> What this task involves: Nothing outside the lines from the one containing "Reproduce this screenshot" down to the one containing "Sans Mono CJK" belongs in the copy; print that span exactly, both ends included, with pictures removed.

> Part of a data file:
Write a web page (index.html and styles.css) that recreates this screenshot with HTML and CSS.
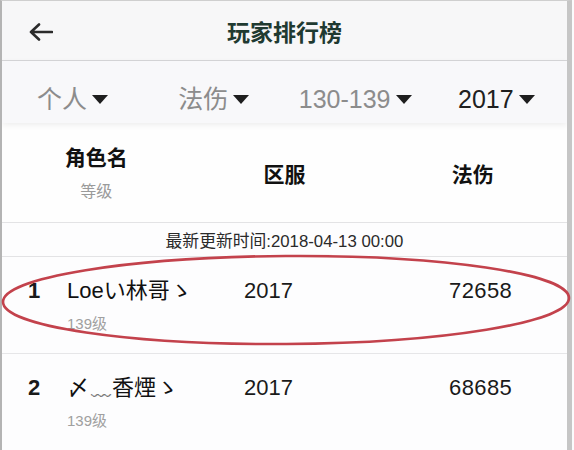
FILE: index.html
```html
<!DOCTYPE html>
<html lang="zh-CN">
<head>
<meta charset="utf-8">
<title>玩家排行榜</title>
<link rel="stylesheet" href="styles.css">
</head>
<body>
<div class="frame">
  <header class="topbar">
    <svg class="back" width="24" height="18" viewBox="0 0 24 18"><path d="M2 9 H23 M10 1.5 L2 9 L10 16.5" fill="none" stroke="#2b2b2b" stroke-width="2.6" stroke-linecap="round" stroke-linejoin="round"/></svg>
    <h1 class="title">玩家排行榜</h1>
  </header>
  <nav class="filters">
    <div class="filter muted">个人<span class="caret"></span></div>
    <div class="filter muted">法伤<span class="caret"></span></div>
    <div class="filter muted">130-139<span class="caret"></span></div>
    <div class="filter active">2017<span class="caret"></span></div>
  </nav>
  <div class="thead">
    <div class="th th-name"><div class="th-main">角色名</div><div class="th-sub">等级</div></div>
    <div class="th"><div class="th-main">区服</div></div>
    <div class="th"><div class="th-main">法伤</div></div>
  </div>
  <div class="updated">最新更新时间:2018-04-13 00:00</div>
  <div class="row">
    <div class="rank">1</div>
    <div class="who"><div class="name">Loeい林哥ゝ</div><div class="level">139级</div></div>
    <div class="server">2017</div>
    <div class="value">72658</div>
  </div>
  <div class="row">
    <div class="rank">2</div>
    <div class="who"><div class="name">〆<span class="wave">﹏</span>香煙ゝ</div><div class="level">139级</div></div>
    <div class="server">2017</div>
    <div class="value">68685</div>
  </div>
</div>
<svg class="mark" width="574" height="450" viewBox="0 0 574 450"><ellipse cx="286" cy="300" rx="283" ry="44" fill="none" stroke="#c3424c" stroke-width="2.6" transform="rotate(-0.4 286 300)"/></svg>
</body>
</html>
```
FILE: styles.css
```css
html, body {
  margin: 0;
  padding: 0;
  background: #fbfbfc;
}
body {
  width: 574px;
  height: 450px;
  overflow: hidden;
  position: relative;
  font-family: "Liberation Sans", "Noto Sans CJK SC", sans-serif;
  color: #1a1a1a;
}
.frame {
  width: 565px;
  height: 449px;
  border-left: 2px solid #b4b4b4;
  border-right: 5px solid #c6c6c6;
  border-top: 1px solid #cfcfcf;
  background: #fdfdfe;
  overflow: hidden;
}
.topbar {
  height: 59px;
  border-bottom: 1px solid #d6d6d8;
  background: #f7f7f8;
  display: flex;
  align-items: center;
  justify-content: center;
  position: relative;
}
.back {
  position: absolute;
  left: 27px;
  top: 22px;
}
.title {
  margin: 0;
  font-size: 23px;
  font-weight: bold;
  color: #1f3a31;
  font-family: "Noto Sans CJK SC", sans-serif;
  line-height: 28px;
  padding-top: 1px;
}
.filters {
  height: 62px;
  background: #f8f8fa;
  display: grid;
  grid-template-columns: repeat(4, 1fr);
  box-shadow: 0 2px 6px rgba(0, 0, 0, 0.07);
  position: relative;
}
.filter {
  display: flex;
  align-items: center;
  justify-content: center;
  gap: 5px;
  font-size: 25px;
  line-height: 30px;
  padding-top: 23px;
  height: 30px;
}
.filter.muted { color: #8c8c8c; }
.filter.active { color: #202020; }
.caret {
  width: 0;
  height: 0;
  border-left: 8px solid transparent;
  border-right: 8px solid transparent;
  border-top: 9px solid #1e1e1e;
  margin-top: 1px;
}
.thead {
  height: 99px;
  display: grid;
  grid-template-columns: repeat(3, 1fr);
  border-bottom: 1px solid #e3e3e5;
  background: #fefefe;
}
.th {
  display: flex;
  flex-direction: column;
  align-items: center;
  justify-content: center;
}
.th-main {
  font-family: "Noto Sans CJK SC", sans-serif;
  font-size: 21px;
  font-weight: bold;
  line-height: 26px;
  color: #111;
}
.th-name .th-main {
  margin-top: -2px;
}
.th-sub {
  font-family: "Noto Sans CJK SC", sans-serif;
  font-size: 16px;
  line-height: 20px;
  color: #9a9a9a;
  margin-top: 11px;
}
.updated {
  height: 33px;
  border-bottom: 1px solid #e3e3e5;
  display: flex;
  align-items: center;
  justify-content: center;
  font-size: 16.8px;
  color: #2a2a2a;
}
.row {
  height: 96px;
  border-bottom: 1px solid #e6e6e8;
  display: grid;
  grid-template-columns: 65px 177px 205px 1fr;
  align-items: start;
}
.rank {
  text-align: center;
  font-size: 22px;
  font-weight: bold;
  line-height: 26px;
  margin-top: 21px;
  padding-right: 1px;
}
.who {
  margin-top: 21px;
}
.name {
  font-size: 22px;
  line-height: 26px;
  color: #111;
  white-space: nowrap;
}
.wave {
  font-size: 20px;
  color: #777;
  margin-left: 2px;
  margin-right: 1px;
}
.level {
  font-size: 15px;
  line-height: 20px;
  color: #a0a0a0;
  margin-top: 10px;
}
.server, .value {
  font-size: 22px;
  line-height: 26px;
  margin-top: 21px;
}
.value {
  letter-spacing: 0.4px;
}
.mark {
  position: absolute;
  left: 0;
  top: 0;
  pointer-events: none;
}
```
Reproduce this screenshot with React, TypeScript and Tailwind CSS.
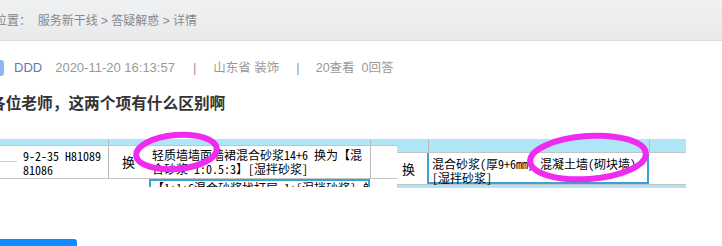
import React from "react";

const shot = { fontFamily: '"Noto Sans Mono CJK SC", "Noto Sans CJK SC", monospace' };

function ImageOne() {
  return (
    <div className="w-[397px] h-[48px] shrink-0 flex flex-col text-[12px] leading-[14px] text-black bg-white" style={shot}>
      <div className="h-[7px] flex bg-[#aee6f7] border-b border-[#c4c4c4]">
        <div className="w-[108px]" />
        <div className="w-[262px] border-l border-[#b8b8b8]" />
        <div className="flex-1 border-l border-[#b8b8b8]" />
      </div>
      <div className="h-[33px] flex border-b border-[#c4c4c4]">
        <div className="w-[108px] relative flex flex-col pl-[23px] pt-[3px]">
          <div className="absolute left-0 top-[15px] w-[17px] border-t border-[#cfcfcf]" />
          <span className="whitespace-nowrap">9-2-35 H81089</span>
          <span>81086</span>
        </div>
        <div className="w-[262px] border-l border-[#b8b8b8] flex">
          <div className="w-[41px] flex items-center pl-[13px] text-[13px]">换</div>
          <div className="flex-1 pl-[2px] pt-[2px] whitespace-nowrap">
            <div>轻质墙墙面墙裙混合砂浆14+6 换为【混</div>
            <div>合砂浆 1:0.5:3】[湿拌砂浆]</div>
          </div>
        </div>
        <div className="flex-1 border-l border-[#b8b8b8]" />
      </div>
      <div className="flex-1 flex overflow-hidden">
        <div className="w-[149px]" />
        <div className="w-[221px] border-l-2 border-t-2 border-r-2 border-[#3aa2d4] pl-[1px] whitespace-nowrap overflow-hidden">
          【1:1:6混合砂浆找打层 1:[湿拌砂浆] 单
        </div>
        <div className="flex-1" />
      </div>
    </div>
  );
}

function ImageTwo() {
  return (
    <div className="w-[289px] h-[49px] shrink-0 flex flex-col text-[12px] leading-[14px] text-black bg-white" style={shot}>
      <div className="h-[14px] flex bg-[#aee6f7] border-b border-[#c4c4c4]">
        <div className="w-[31px]" />
        <div className="w-[221px] border-l border-[#b8b8b8]" />
        <div className="flex-1 border-l border-[#b8b8b8]" />
      </div>
      <div className="h-[32px] flex border-b border-[#c4c4c4]">
        <div className="w-[31px] flex items-center pl-[5px] text-[13px]">换</div>
        <div className="w-[222px] -ml-[1px] border-2 border-t-0 border-[#3aa2d4] pl-[3px] pt-[4px] whitespace-nowrap">
          <div>混合砂浆(厚9+6mm) 混凝土墙(砌块墙)</div>
          <div>[湿拌砂浆]</div>
        </div>
        <div className="flex-1" />
      </div>
      <div className="flex-1 bg-[#aee6f7]" />
    </div>
  );
}

export default function App() {
  return (
    <div
      className="w-[722px] h-[246px] overflow-hidden bg-white"
      style={{ fontFamily: '"Liberation Sans", "Noto Sans CJK SC", sans-serif' }}
    >
      <div className="h-[41px] bg-gradient-to-b from-[#f0f1f3] to-[#e9eaec] border-b border-[#dcdcdc] flex items-center pt-[1px]">
        <div className="-ml-[5px] text-[12px] text-[#888] whitespace-nowrap">
          位置：&nbsp;&nbsp;服务新干线 &gt; 答疑解惑 &gt; 详情
        </div>
      </div>

      <div className="mt-[19px] h-[16px] flex items-center text-[13px] text-[#999] whitespace-nowrap">
        <div className="w-4 h-4 -ml-[12px] rounded-[3px] bg-[#8db6ee]" />
        <span className="ml-[10px] text-[#6577b0]">DDD</span>
        <span className="ml-[13px]">2020-11-20 16:13:57</span>
        <span className="ml-[18px]">|</span>
        <span className="ml-[17px] text-[12.5px]">山东省 装饰</span>
        <span className="ml-[17px]">|</span>
        <span className="ml-[16px] text-[12.5px]">20查看</span>
        <span className="ml-[7px] text-[12.5px]">0回答</span>
      </div>

      <h1 className="mt-[16px] -ml-[10px] text-[15.7px] leading-[24px] font-bold text-[#333] whitespace-nowrap">
        各位老师，这两个项有什么区别啊
      </h1>

      <div className="relative mt-[23px] flex">
        <ImageOne />
        <ImageTwo />
        <svg className="absolute left-0 top-[-10px] pointer-events-none" width="722" height="62" viewBox="0 0 722 62">
          <ellipse cx="176.5" cy="23" rx="40.5" ry="17" fill="none" stroke="#f02bf0" strokeWidth="6" transform="rotate(-5 176.5 23)" />
          <ellipse cx="588" cy="28.5" rx="58" ry="21.5" fill="none" stroke="#f02bf0" strokeWidth="6" transform="rotate(-4 588 28.5)" />
        </svg>
      </div>

      <div className="mt-[51px] w-[77px] h-[32px] bg-[#0d8bff] rounded-tr-[3px]" />
    </div>
  );
}
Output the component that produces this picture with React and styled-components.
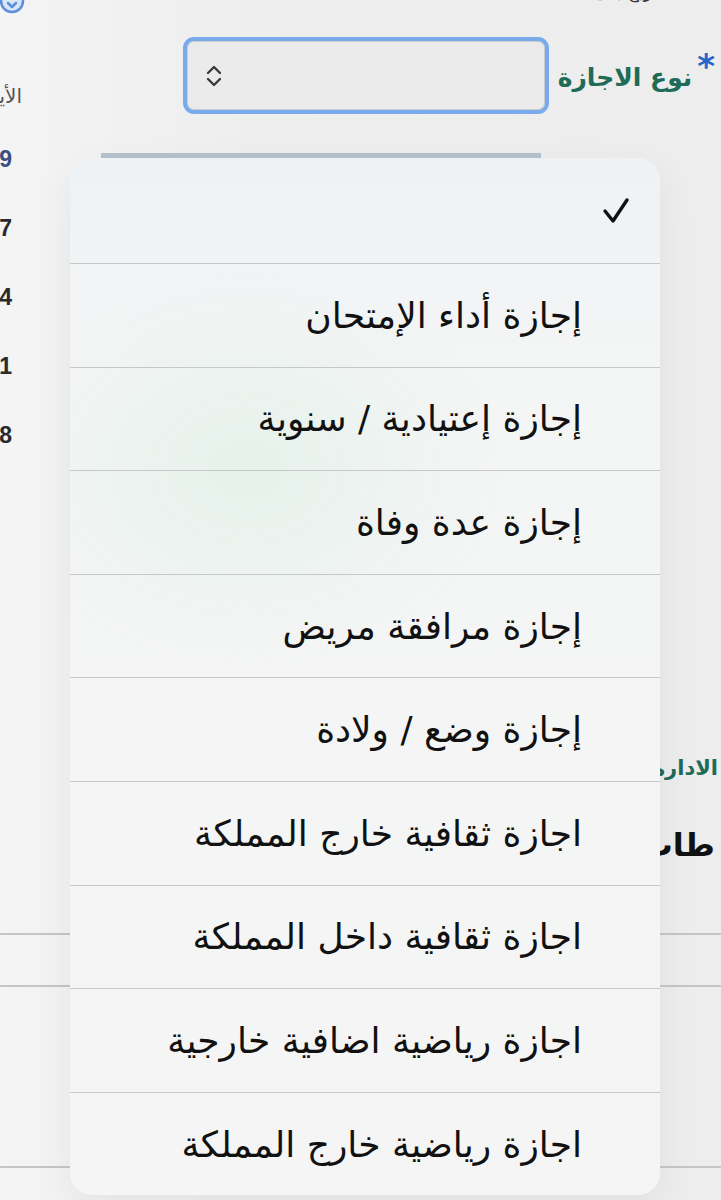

> Reply to the exercise:
Reproduce this screenshot with React, TypeScript and Tailwind CSS.
import React from "react";

const shot = { fontFamily: '"Noto Sans Mono CJK SC", "Noto Sans CJK SC", monospace' };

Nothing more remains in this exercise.